Helping Children with Autism Strengthen Four Foundation Literacy Skills

Maximising the benefits of literacy support for children diagnosed with Autism Spectrum Disorder (ASD) relies on understanding the areas of literacy development that need increased focus.

One of my aims when creating My Alison Work was to produce a volume of resources to help parents and literacy specialists accelerate the development of literacy skills in ASD children.

It is important to acknowledge that the sequence of steps involved in acquisition of literacy is the same for everyone. Children diagnosed on the Autism Spectrum, due to an underdevelopment of certain skills, may experience difficulty with particular steps.

These children can be challenged in any of the following areas, in varying degrees.

1. Decoding (reading)

Decoding involves the child looking at a letter or letters then being able to link these letters to the correct sound. This can be particularly difficult for children on the Autism Spectrum as they are being asked to link an abstract sound the hear to a letter ‘label’. In simple terms, the sound itself of “a” has no meaning therefore is difficult for the child to label. This labelling is essential to acquiring decoding skills. This decoding process is further described in this blog post.

2. Encoding (writing)

Encoding involves the child sounding out the word in their head then being able to link the sounds to the correct letters and physically write those letters on the page. Poor consolidation of this early skill results in a weak foundation for later demands on written language skills. It is critical to commit to strengthening this skill early in the child’s literacy development.

Below is a link to a sample activity used to help children link the sounds to the correct letters then practice good letter formation.

Free Writing Exercise

3. Fine Motor Control – Letter Formation

Fine Motor Control is often observed as a skill which is slower to develop in ASD children. Repetition of patterning letter formation via tracing and writing within the boxed books  is critical for ASD children at this early stage. I have written another blog post which explains the handwriting needs of children with autism and immature fine motor skills. It includes free My Alison Work resources specifically designed to strengthen these skills.

4. Comprehension

Comprehension of the Written Word requires the reader to be able to understand the meaning that the writer is trying to convey. ASD children have difficulty understanding written language when required to interpret increasingly complex inference and nuance of written text.

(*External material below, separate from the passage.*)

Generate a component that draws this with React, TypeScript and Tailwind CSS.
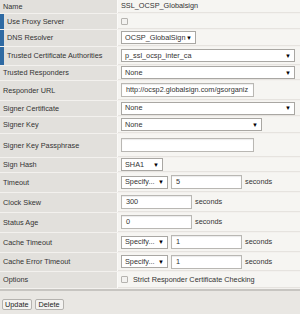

With this in mind, My Alison Work Decodable Readers are designed to encourage early development of base comprehension skills.

  • Set 1 Decodable Readers enables simple comprehension of basic sentences.
  • The stories in Sets 2 & 3 Decodable Readers carefully introduce the child to inference and prediction within the written text.
  • These readers also provide situations for the adult to easily teach Conflict Resolution and Problem Solving Skills in highly entertaining, humorous stories.

Follow this link to read free samples of the decodable readers.

Embedded in the My Alison Work program are the essential pre-literacy skills of laterality, directionality and foundation phonological awareness.

This blog post has demonstrated how My Alison Work Early Literacy Program contributes to the acquisition of literacy and language skills essential to the growth of independence and social adeptness in children diagnosed with Autism Spectrum Disorder.